The Eagle has landed, and with him is a different colour scheme on his feathers, a growth evident in the way he glides through his latest record. South African rapper Shane “Shane Eagle” Hughes has made his album-mode return to form with his third studio offering titled AKiRA, the follow-up to his 2022 LP Green.
The nonchalant word assassin rounds up what has been a fecund year for Mzansi hip-hop, which has already seen a bloom of some of the genre’s brightest flowers. In a short space of time, Cassper Nyovest, Nasty C, and A-Reece have staked their claim in the album of the year race with Solomon, I Love It Here, and P2: The Big Hearted Bad Guy, respectively.
As the top dogs of the game, they all, in their differences, delivered. It has been a feast of lyrical rap, melodic musicianship, and gritty storytelling thus far in the game. With the bar already set at the highest it’s ever been in a while, the baton fell on Eagle’s talons, and he made good on not dropping the ball.
Listen to “MUTANT”:
AKiRA is a traditional rap album crafted to the taste of a purist hip-hop head.
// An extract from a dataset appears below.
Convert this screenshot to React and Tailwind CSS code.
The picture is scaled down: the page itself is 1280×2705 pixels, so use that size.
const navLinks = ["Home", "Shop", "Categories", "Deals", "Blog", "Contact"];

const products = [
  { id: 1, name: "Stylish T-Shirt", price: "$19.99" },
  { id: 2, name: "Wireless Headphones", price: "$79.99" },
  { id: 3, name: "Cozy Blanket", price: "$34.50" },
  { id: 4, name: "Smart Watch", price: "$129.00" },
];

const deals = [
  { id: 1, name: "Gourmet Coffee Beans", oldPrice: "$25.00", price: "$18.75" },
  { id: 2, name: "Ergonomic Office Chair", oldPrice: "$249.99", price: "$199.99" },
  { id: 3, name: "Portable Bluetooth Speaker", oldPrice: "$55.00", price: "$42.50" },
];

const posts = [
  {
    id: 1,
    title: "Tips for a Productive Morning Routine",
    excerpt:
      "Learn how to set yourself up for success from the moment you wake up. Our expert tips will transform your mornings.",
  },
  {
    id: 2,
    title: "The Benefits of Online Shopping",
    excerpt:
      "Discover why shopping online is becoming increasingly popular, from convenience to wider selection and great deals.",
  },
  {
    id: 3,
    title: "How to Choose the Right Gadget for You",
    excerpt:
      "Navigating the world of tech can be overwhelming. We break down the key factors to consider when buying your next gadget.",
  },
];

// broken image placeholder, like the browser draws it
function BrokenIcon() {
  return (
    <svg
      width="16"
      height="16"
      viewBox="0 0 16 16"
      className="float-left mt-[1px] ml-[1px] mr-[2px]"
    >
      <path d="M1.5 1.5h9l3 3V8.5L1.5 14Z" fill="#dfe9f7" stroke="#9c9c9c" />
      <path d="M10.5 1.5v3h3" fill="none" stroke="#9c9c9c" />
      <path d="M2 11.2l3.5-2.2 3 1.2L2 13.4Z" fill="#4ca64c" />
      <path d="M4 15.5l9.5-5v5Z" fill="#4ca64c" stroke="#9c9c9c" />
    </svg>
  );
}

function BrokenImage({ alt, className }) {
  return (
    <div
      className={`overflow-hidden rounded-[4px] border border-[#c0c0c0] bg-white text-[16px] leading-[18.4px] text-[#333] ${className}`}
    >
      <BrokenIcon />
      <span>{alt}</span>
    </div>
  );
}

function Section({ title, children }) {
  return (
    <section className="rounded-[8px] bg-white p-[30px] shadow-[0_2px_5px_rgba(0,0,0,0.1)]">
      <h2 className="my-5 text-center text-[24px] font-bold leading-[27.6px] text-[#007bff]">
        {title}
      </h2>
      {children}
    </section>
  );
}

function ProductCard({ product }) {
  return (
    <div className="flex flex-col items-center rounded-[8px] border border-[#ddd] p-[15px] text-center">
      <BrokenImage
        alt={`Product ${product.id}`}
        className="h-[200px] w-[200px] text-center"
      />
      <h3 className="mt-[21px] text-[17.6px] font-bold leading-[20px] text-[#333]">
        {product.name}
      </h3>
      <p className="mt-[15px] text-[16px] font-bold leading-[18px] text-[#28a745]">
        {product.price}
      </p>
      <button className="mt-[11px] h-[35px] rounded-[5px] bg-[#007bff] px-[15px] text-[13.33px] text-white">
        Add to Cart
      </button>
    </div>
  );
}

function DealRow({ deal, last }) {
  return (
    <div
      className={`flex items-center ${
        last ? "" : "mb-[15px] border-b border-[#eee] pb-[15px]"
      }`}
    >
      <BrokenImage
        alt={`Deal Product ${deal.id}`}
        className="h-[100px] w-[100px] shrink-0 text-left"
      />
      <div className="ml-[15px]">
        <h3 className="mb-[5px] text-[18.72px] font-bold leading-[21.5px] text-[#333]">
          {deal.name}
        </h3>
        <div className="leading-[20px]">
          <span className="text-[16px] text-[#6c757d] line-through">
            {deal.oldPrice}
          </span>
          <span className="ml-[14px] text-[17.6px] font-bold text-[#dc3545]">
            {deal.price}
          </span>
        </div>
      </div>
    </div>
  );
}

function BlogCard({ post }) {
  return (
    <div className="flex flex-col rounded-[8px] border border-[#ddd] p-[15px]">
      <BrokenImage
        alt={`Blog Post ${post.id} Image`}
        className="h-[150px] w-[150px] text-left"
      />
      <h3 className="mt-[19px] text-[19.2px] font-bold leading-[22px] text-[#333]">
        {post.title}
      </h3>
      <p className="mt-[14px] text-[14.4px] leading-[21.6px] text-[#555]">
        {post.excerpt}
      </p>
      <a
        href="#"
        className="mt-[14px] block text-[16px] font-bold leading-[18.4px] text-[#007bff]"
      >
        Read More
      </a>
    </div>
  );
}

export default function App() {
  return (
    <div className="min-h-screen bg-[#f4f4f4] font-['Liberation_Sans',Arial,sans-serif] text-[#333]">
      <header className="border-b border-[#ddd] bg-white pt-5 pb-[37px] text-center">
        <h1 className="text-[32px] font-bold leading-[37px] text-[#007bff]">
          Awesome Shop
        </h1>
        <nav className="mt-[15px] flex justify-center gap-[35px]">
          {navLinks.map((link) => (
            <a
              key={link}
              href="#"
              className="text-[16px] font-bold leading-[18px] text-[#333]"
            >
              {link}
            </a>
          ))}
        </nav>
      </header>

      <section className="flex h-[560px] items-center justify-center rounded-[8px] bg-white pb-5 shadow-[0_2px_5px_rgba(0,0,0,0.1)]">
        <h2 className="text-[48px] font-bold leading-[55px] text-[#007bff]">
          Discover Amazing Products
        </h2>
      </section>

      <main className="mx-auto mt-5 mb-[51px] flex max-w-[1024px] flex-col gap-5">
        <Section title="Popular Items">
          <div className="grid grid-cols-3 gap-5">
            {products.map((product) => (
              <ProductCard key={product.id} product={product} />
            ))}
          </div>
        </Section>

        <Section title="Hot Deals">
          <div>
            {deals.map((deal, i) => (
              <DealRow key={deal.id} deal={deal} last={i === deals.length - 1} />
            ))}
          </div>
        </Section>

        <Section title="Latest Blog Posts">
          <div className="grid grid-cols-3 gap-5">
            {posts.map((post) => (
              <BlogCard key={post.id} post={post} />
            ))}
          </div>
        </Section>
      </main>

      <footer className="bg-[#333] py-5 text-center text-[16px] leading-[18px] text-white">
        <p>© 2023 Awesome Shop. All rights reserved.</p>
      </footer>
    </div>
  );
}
The fourteen-track body of work features rustic tailoring, the kind of aesthetic befitting of an old-school rap project with its low-fi bass drums, eerie piano keys, and jazzy seasoning. Shane has always been an old soul.
The leaning has been his greatest strength, allowing him to spit some of the most memorable lines; it has also been his kryptonite, keeping him stuck in his niche. On AKiRA, the SAMA-winning lyricist is as lucid as his Yellow self but with a clearer sense of direction and purpose beyond just being the best in the game.
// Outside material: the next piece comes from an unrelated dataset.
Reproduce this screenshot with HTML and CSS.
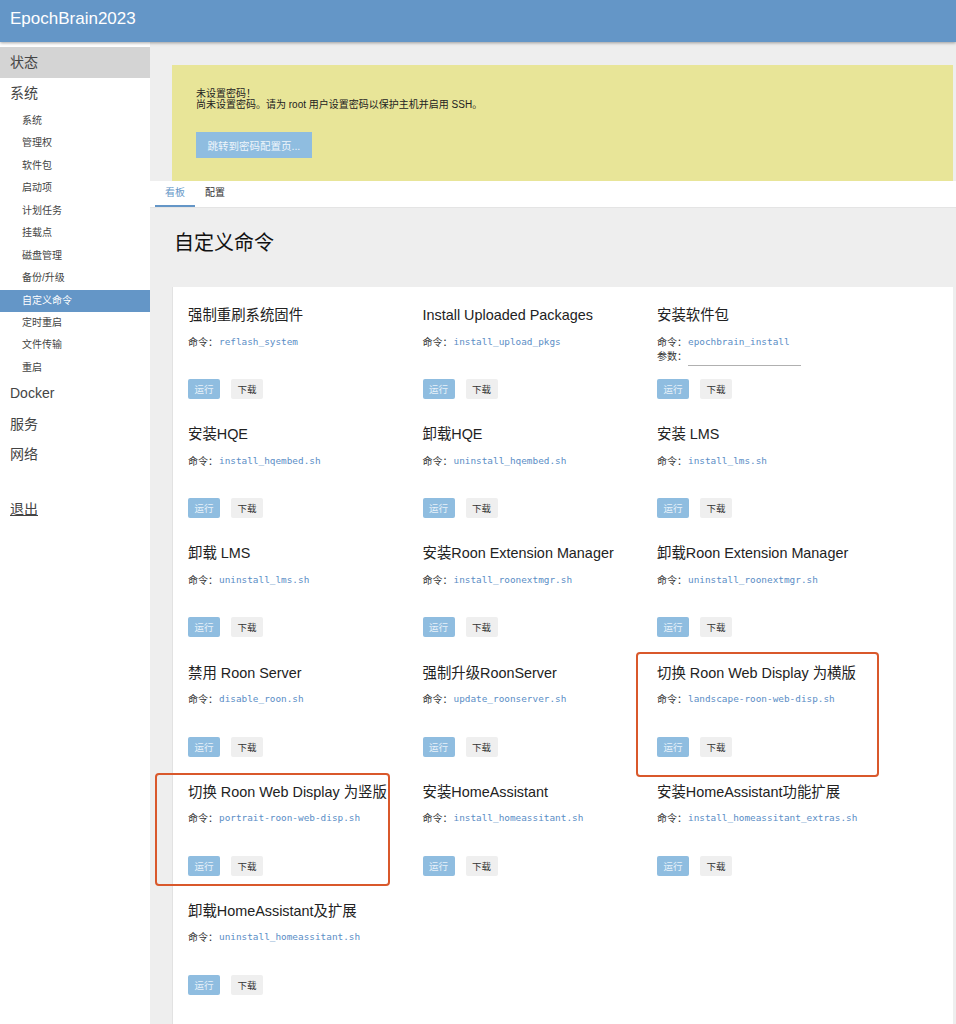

Some of the album’s shining moments come when the “Need Me” hitmaker isn’t flexing his pen in a bid to be the greatest to ever touch the mic. With “MAGiC”, he positions himself as a verbal physician with slick wordplay and signature one-liners (“Sweeping under your carpet leave your crib dirty”), while on “AFRiCAN POETRY”, Hughes summons Rastafarian sensibilities with Afro-centric street philosophies.
The penmanship is at its punchline-zenith and the cadence at its huskiest on “MUTANT” (“I took my face off the cover so you can listen to my soul” and “N*ggas think they fly, but I’m the king of the sky”).